Records for this task —
⟨
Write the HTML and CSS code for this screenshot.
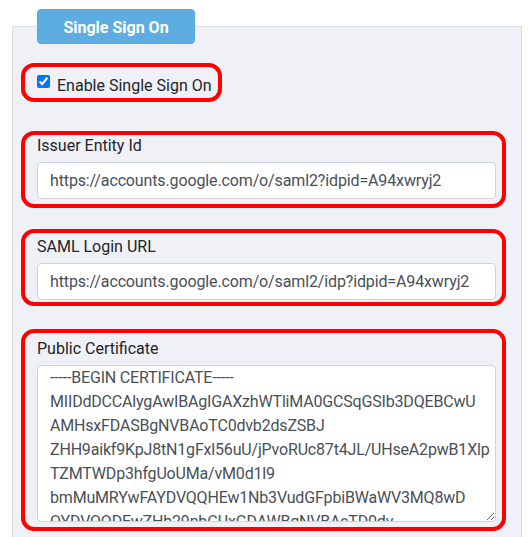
FILE: index.html
```html
<!DOCTYPE html>
<html>
<head>
<meta charset="utf-8">
<link rel="stylesheet" href="styles.css">
</head>
<body>
<fieldset class="panel">
  <legend class="panel-legend"><button type="button" class="tab-btn">Single Sign On</button></legend>
  <div class="hl hl-check">
    <input type="checkbox" id="sso" class="check" checked>
    <label for="sso" class="check-label">Enable Single Sign On</label>
  </div>
  <div class="hl hl-field hl-issuer">
    <label class="field-label" for="issuer">Issuer Entity Id</label>
    <input class="form-control" id="issuer" type="text" value="https://accounts.google.com/o/saml2?idpid=A94xwryj2">
  </div>
  <div class="hl hl-field hl-saml">
    <label class="field-label" for="saml">SAML Login URL</label>
    <input class="form-control" id="saml" type="text" value="https://accounts.google.com/o/saml2/idp?idpid=A94xwryj2">
  </div>
  <div class="hl hl-field hl-cert">
    <label class="field-label" for="cert">Public Certificate</label>
    <textarea class="form-control cert-area" id="cert">-----BEGIN CERTIFICATE-----
MIIDdDCCAlygAwIBAgIGAXzhWTliMA0GCSqGSIb3DQEBCwU
AMHsxFDASBgNVBAoTC0dvb2dsZSBJ
ZHH9aikf9KpJ8tN1gFxl56uU/jPvoRUc87t4JL/UHseA2pwB1Xlp
TZMTWDp3hfgUoUMa/vM0d1l9
bmMuMRYwFAYDVQQHEw1Nb3VudGFpbiBWaWV3MQ8wD
QYDVQQDEwZHb29nbGUxGDAWBgNVBAsTD0dv
bmMuMRYwFAYDVQQHEw1Nb3VudGFp
-----END CERTIFICATE-----</textarea>
  </div>
</fieldset>
</body>
</html>
```
FILE: styles.css
```css
html, body {
  margin: 0;
  background: #ffffff;
}
body {
  padding-top: 9px;
  font-family: Roboto, "Noto Sans", sans-serif;
  font-size: 16px;
  color: #212529;
}
.panel {
  margin: 0 10px 0 12px;
  border: 1px solid #dcdde2;
  background: #f0f1f6;
  padding: 0 15px 40px 8px;
  min-width: 0;
}
.panel-legend {
  margin-left: 16px;
  padding: 0;
}
.tab-btn {
  display: block;
  width: 158px;
  height: 35px;
  background: #5dade2;
  border: 1px solid #5aa9dc;
  border-radius: 4px;
  color: #ffffff;
  font-family: inherit;
  font-size: 16px;
  font-weight: 700;
  padding: 1px 0 0;
}
.hl {
  border: 4px solid #ff0000;
  border-radius: 13px;
}
.hl-check {
  margin-top: 19px;
  display: flex;
  width: max-content;
  align-items: flex-start;
  gap: 7px;
  height: 23px;
  padding: 8px 6px 0 12px;
}
.check {
  margin: 0;
  width: 13px;
  height: 13px;
}
.check-label {
  line-height: 20px;
  margin-top: 1px;
}
.hl-field {
  display: flex;
  flex-direction: column;
  padding: 0 6px 5px 12px;
}
.hl-issuer {
  margin-top: 29px;
  padding-top: 1px;
}
.hl-saml {
  margin-top: 21px;
  padding-top: 4px;
  padding-bottom: 2px;
}
.hl-cert {
  margin-top: 23px;
  padding-top: 6px;
  padding-bottom: 5px;
}
.field-label {
  line-height: 20px;
  margin-bottom: 6px;
}
.form-control {
  box-sizing: border-box;
  width: 100%;
  height: 37px;
  margin: 0;
  padding: 0 12px;
  border: 1px solid #ced4da;
  border-radius: 4px;
  background: #ffffff;
  color: #495057;
  font-family: inherit;
  font-size: 16px;
  letter-spacing: -0.13px;
}
.cert-area {
  height: 157px;
  padding: 0 12px;
  line-height: 24px;
  letter-spacing: -0.18px;
  white-space: pre;
  resize: vertical;
  overflow: hidden;
}
```
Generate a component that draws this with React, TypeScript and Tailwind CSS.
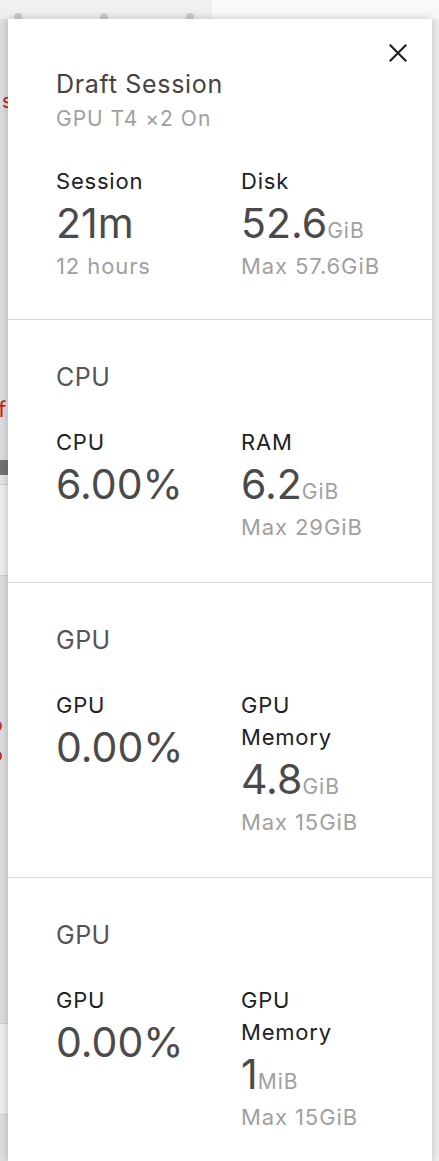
import React from "react";

type StatProps = { label: string; value: string; unit?: string; sub?: string };

function Stat({ label, value, unit, sub }: StatProps) {
  return (
    <div className="flex flex-col">
      <div className="text-[22px] leading-[32px] tracking-[0.8px] text-[#202124]">{label}</div>
      <div className="whitespace-nowrap text-[41px] leading-[53px] text-[#4a4a4a]">
        {value}
        {unit && <span className="text-[21px] leading-none tracking-[1px] text-[#a0a0a0]">{unit}</span>}
      </div>
      {sub && <div className="whitespace-nowrap text-[22px] leading-[32px] tracking-[0.9px] text-[#a0a0a0]">{sub}</div>}
    </div>
  );
}

function Section({ title, children, last }: { title: string; children: React.ReactNode; last?: boolean }) {
  return (
    <div className={last ? "px-[48px] pt-[41px] pb-[28px]" : "border-b border-[#dcdcdc] px-[48px] pt-[41px] pb-[39px]"}>
      <div className="text-[25px] leading-[32px] tracking-[0.5px] text-[#555555]">{title}</div>
      <div className="mt-[33px] grid grid-cols-[185px_1fr]">{children}</div>
    </div>
  );
}

export default function App() {
  return (
    <div className="relative h-[1161px] w-[439px] overflow-hidden bg-[#efefef] font-[Inter,sans-serif]">
      {/* page underneath */}
      <div className="flex h-[19px]">
        <div className="flex w-[212px] gap-[78px] bg-[#eef0f1] pl-[14px] pt-[13px]">
          <div className="h-[8px] w-[8px] rounded-full bg-[#cccdcf]" />
          <div className="h-[8px] w-[8px] rounded-full bg-[#cccdcf]" />
          <div className="h-[8px] w-[8px] rounded-full bg-[#cccdcf]" />
        </div>
        <div className="flex-1 bg-[#f9f9f9]" />
      </div>
      <div className="flex w-[8px] flex-col overflow-hidden">
        <div className="h-[441px] bg-[#dcdee0]">
          <div className="ml-[2px] mt-[70px] text-[20px] leading-[24px] text-[#c5221f]">s</div>
          <div className="-ml-[2px] mt-[284px] text-[22px] leading-[24px] text-[#c5221f]">f</div>
        </div>
        <div className="h-[15px] bg-[#6f7377]" />
        <div className="h-[9px] bg-[#e4e5e6]" />
        <div className="h-[92px] border-y border-[#cfd0d2] bg-[#eeeeef]" />
        <div className="h-[447px] bg-[#dcdee0]">
          <div className="-ml-[8px] mt-[134px] text-[18px] leading-[30px] text-[#b3261e]">o</div>
          <div className="-ml-[8px] text-[18px] leading-[30px] text-[#b3261e]">o</div>
        </div>
        <div className="h-[92px] border-y border-[#cfd0d2] bg-[#eeeeef]" />
        <div className="h-[60px] bg-[#dcdee0]" />
      </div>

      {/* session panel */}
      <div className="absolute left-[8px] top-[19px] w-[424px] bg-white shadow-[0_0_9px_rgba(0,0,0,0.22)]">
        <button className="absolute right-[24px] top-[24px] h-[20px] w-[20px]" aria-label="Close">
          <svg viewBox="0 0 20 20" className="h-[20px] w-[20px]">
            <path d="M1.8 1.8 L18.2 18.2 M18.2 1.8 L1.8 18.2" stroke="#202124" strokeWidth="2.2" fill="none" />
          </svg>
        </button>

        <div className="border-b border-[#dcdcdc] px-[48px] pt-[49px] pb-[37px]">
          <div className="text-[25px] leading-[32px] tracking-[0.7px] text-[#444444]">Draft Session</div>
          <div className="mt-[5px] text-[21px] leading-[28px] tracking-[1px] text-[#a0a0a0]">GPU T4 ×2 On</div>
          <div className="mt-[32px] grid grid-cols-[185px_1fr]">
            <Stat label="Session" value="21m" sub="12 hours" />
            <Stat label="Disk" value="52.6" unit="GiB" sub="Max 57.6GiB" />
          </div>
        </div>

        <Section title="CPU">
          <Stat label="CPU" value="6.00%" />
          <Stat label="RAM" value="6.2" unit="GiB" sub="Max 29GiB" />
        </Section>

        <Section title="GPU">
          <Stat label="GPU" value="0.00%" />
          <Stat label="GPU Memory" value="4.8" unit="GiB" sub="Max 15GiB" />
        </Section>

        <Section title="GPU" last>
          <Stat label="GPU" value="0.00%" />
          <Stat label="GPU Memory" value="1" unit="MiB" sub="Max 15GiB" />
        </Section>
      </div>
    </div>
  );
}
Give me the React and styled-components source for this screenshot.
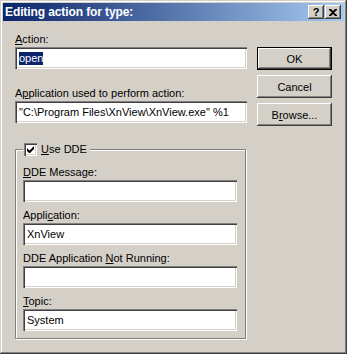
import React from "react";
import styled, { createGlobalStyle } from "styled-components";

const GlobalStyle = createGlobalStyle`
  html, body {
    margin: 0;
    padding: 0;
    background: #d4d0c8;
  }
  body {
    font-family: "Liberation Sans", Arial, sans-serif;
    font-size: 11px;
  }
`;

function App() {
  return (
    <>
      <GlobalStyle />
      <Window>
        <TitleBar>
          <Title>Editing action for type:</Title>
          <TitleButtons>
            <CaptionButton>?</CaptionButton>
            <CaptionButton>
              <svg width="8" height="7" viewBox="0 0 8 7">
                <path d="M0 0h2l2 2 2-2h2v1L5 3.5 8 6v1H6L4 5 2 7H0V6l3-2.5L0 1z" fill="#000" />
              </svg>
            </CaptionButton>
          </TitleButtons>
        </TitleBar>
        <Body>
          <Left>
            <Label><u>A</u>ction:</Label>
            <EditBox>
              <Selected>open</Selected>
            </EditBox>
            <Label $top={18}>A<u>p</u>plication used to perform action:</Label>
            <EditBox>"C:\Program Files\XnView\XnView.exe" %1</EditBox>

            <Group>
              <Legend>
                <Checkbox>
                  <svg width="7" height="7" viewBox="0 0 7 7">
                    <path d="M0 2v3l2 2h1l4-4V0L2.5 4.5z" fill="#000" />
                  </svg>
                </Checkbox>
                <span><u>U</u>se DDE</span>
              </Legend>
              <Label><u>D</u>DE Message:</Label>
              <EditBox />
              <Label $top={7}>Appli<u>c</u>ation:</Label>
              <EditBox>XnView</EditBox>
              <Label $top={7}>DDE Application <u>N</u>ot Running:</Label>
              <EditBox />
              <Label $top={7}><u>T</u>opic:</Label>
              <EditBox>System</EditBox>
            </Group>
          </Left>
          <Right>
            <Button $default>OK</Button>
            <Button>Cancel</Button>
            <Button>B<u>r</u>owse...</Button>
          </Right>
        </Body>
      </Window>
    </>
  );
}

const Window = styled.div`
  width: 347px;
  height: 354px;
  box-sizing: border-box;
  padding: 3px;
  background: #d4d0c8;
  box-shadow: inset -1px -1px #404040, inset 1px 1px #d4d0c8,
    inset -2px -2px #808080, inset 2px 2px #fff;
  display: flex;
  flex-direction: column;
  color: #000;
`;

const TitleBar = styled.div`
  height: 18px;
  display: flex;
  align-items: center;
  justify-content: space-between;
  background: linear-gradient(to right, #0a246a, #a6caf0);
  padding: 0 3px 0 2px;
`;

const Title = styled.span`
  color: #fff;
  font-weight: bold;
  font-size: 12px;
  letter-spacing: -0.1px;
`;

const TitleButtons = styled.div`
  display: flex;
  gap: 1px;
`;

const CaptionButton = styled.div`
  width: 16px;
  height: 14px;
  box-sizing: border-box;
  background: #d4d0c8;
  box-shadow: inset -1px -1px #404040, inset 1px 1px #fff,
    inset -2px -2px #808080, inset 2px 2px #d4d0c8;
  display: flex;
  align-items: center;
  justify-content: center;
  font-weight: bold;
  font-size: 11px;
  line-height: 14px;
`;

const Body = styled.div`
  flex: 1;
  display: flex;
  padding: 12px 0 0 12px;
`;

const Left = styled.div`
  width: 232px;
  display: flex;
  flex-direction: column;
`;

const Right = styled.div`
  margin-left: 10px;
  padding-top: 14px;
  display: flex;
  flex-direction: column;
  gap: 5px;
`;

const Label = styled.div`
  height: 13px;
  line-height: 13px;
  margin-top: ${(p) => p.$top || 0}px;
  margin-bottom: 1px;
  white-space: nowrap;
`;

const EditBox = styled.div`
  height: 22px;
  box-sizing: border-box;
  background: #fff;
  box-shadow: inset 1px 1px #808080, inset 2px 2px #404040,
    inset -1px -1px #fff, inset -2px -2px #d4d0c8;
  display: flex;
  align-items: center;
  padding: 0 4px;
  white-space: nowrap;
  overflow: hidden;
`;

const Selected = styled.span`
  background: #0a246a;
  color: #fff;
  line-height: 13px;
`;

const Group = styled.fieldset`
  margin: 20px 0 0 0;
  width: 231px;
  box-sizing: border-box;
  padding: 10px 8px 7px 7px;
  border: 1px solid #808080;
  box-shadow: inset 1px 1px #fff, 1px 1px #fff;
  display: flex;
  flex-direction: column;
  min-width: 0;
`;

const Legend = styled.legend`
  display: flex;
  align-items: center;
  gap: 4px;
  height: 13px;
  line-height: 13px;
  padding: 0 3px 0 1px;
  margin-left: 0;
  background: #d4d0c8;
`;

const Checkbox = styled.span`
  width: 13px;
  height: 13px;
  box-sizing: border-box;
  background: #fff;
  box-shadow: inset 1px 1px #808080, inset 2px 2px #404040,
    inset -1px -1px #fff, inset -2px -2px #d4d0c8;
  display: flex;
  align-items: center;
  justify-content: center;
`;

const Button = styled.div`
  width: 75px;
  height: 23px;
  box-sizing: border-box;
  display: flex;
  align-items: center;
  justify-content: center;
  background: #d4d0c8;
  box-shadow: ${(p) =>
    p.$default
      ? "inset 0 0 0 1px #000, inset -2px -2px #404040, inset 2px 2px #fff, inset -3px -3px #808080"
      : "inset -1px -1px #404040, inset 1px 1px #fff, inset -2px -2px #808080, inset 2px 2px #d4d0c8"};
`;

export default App;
⟩
Stated task — Extract exactly, and only, the lines from the one with "Generate a component" to the one with "string; value: string;", both ends counted. Leave the images behind.

Full output —
Generate a component that draws this with React, TypeScript and Tailwind CSS.
import React from "react";

type StatProps = { label: string; value: string; unit?: string; sub?: string };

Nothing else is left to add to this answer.